Here’s the kicker. . . . Amanda and her husband moved to Austin to work in relatively well-paid high-tech jobs. They had access to nearby state-of-the-art hospital care and insurance to cover most of the cost. As a white couple, they were spared the systemic racism so central to the skyrocketing Black maternal mortality rate. Yet, even with their privilege and resources, Amanda nearly died. And all this, at a time when she should have received medical care so she could grieve and heal from the devastating loss of a wanted pregnancy.
What if Amanda was one of the 27.5 million people in the U.S. without health coverage?
What if she was one of the 46 million people in the U.S. living in a rural area where hospital access is quickly becoming nonexistent as corporations shutter less profitable facilities?
What if, in the hospital, she was met with anti-Black racism that impeded her access to timely lifesaving care? Sepsis is one of those conditions where every minute counts.
If Amanda was so narrowly able to survive, where does this leave poor and working-class pregnant people, uninsured families, folks residing in rural areas, and those battling racism on a daily basis?
Our Ask of Tenet Healthcare
As far as we know, Amanda did not seek care at a Tenet Healthcare Corporation facility.
But the questions her ordeal raises are ones we’re asking at Marguerite Casey Foundation, and as an investor with stock in healthcare corporations, including Tenet Healthcare Corporation, which is headquartered in Texas, we believe we have a responsibility to push for clarity and accountability on behalf of the communities we serve.

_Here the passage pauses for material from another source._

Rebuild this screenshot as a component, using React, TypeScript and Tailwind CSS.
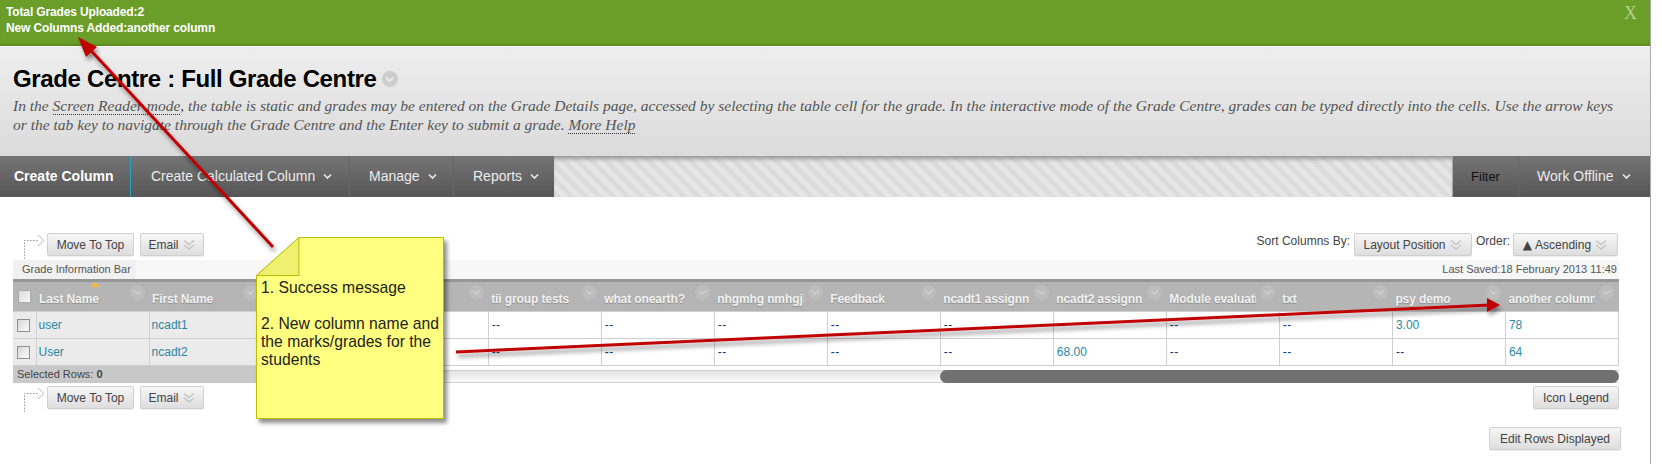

Tenet is headquartered in Texas and owns 65 hospitals and 500 healthcare facilities, including a growing number of Catholic hospitals. They own facilities in 19 states where abortions have been banned or severely restricted following Dobbs.
As shareholders, we’re urging Tenet to give healthcare providers and the communities who rely on them for care clarity about the corporation’s emergency abortion policy.
As it currently stands, Tenet is sending mixed messages about emergency abortion care. It states the corporation follows the Emergency Medical Treatment and Labor Act, but this may contradict the company’s own statement that it follows “faith based commitments.”
When Tenet failed to provide clarity for us, we teamed up with Rhia Ventures and sent a memo to Tenet shareholders asking them to vote YES on a measure to get Tenet to report on:
- its policy regarding the availability of abortions,
- if the policy includes an exception for the life and health of the pregnant person,
- and how Tenet defines an emergency medical condition.
The proxy vote is set to take place on May 25.
Why We’re Urging for Clarity
“We know that lack of access to reproductive care is a life-or-death situation, particularly for Black women, who are three times more likely to experience maternal mortality than white women in the United States. This is an issue that has become an area of emphasis for the foundation,” says Daniel Gould, MCF’s VP of Finance and Investments.
“As a bare minimum,” Daniel shares, “we're hoping Tenent articulates its emergency policy, but more public disclosure would be great, particularly given the risk of a SCOTUS decision that could narrow access to mifepristone, as well as the fact that we’re seeing clinics across the country shutter, which could lead to more demand for hospital emergency abortion care. We would love for Tenet to have more public disclosure to reduce some of the potential confusion that could arise.
“If this vote is not successful,” Daniel continues, “that will run parallel to a reconsideration of our investment.”
This is about saving lives and moving resources in the direction of our vision as an organization. Without reproductive justice—including access to abortion care—people on the frontlines, their families, and their communities are robbed of bodily autonomy, which is absolutely necessary for building and shifting power to create a more just world.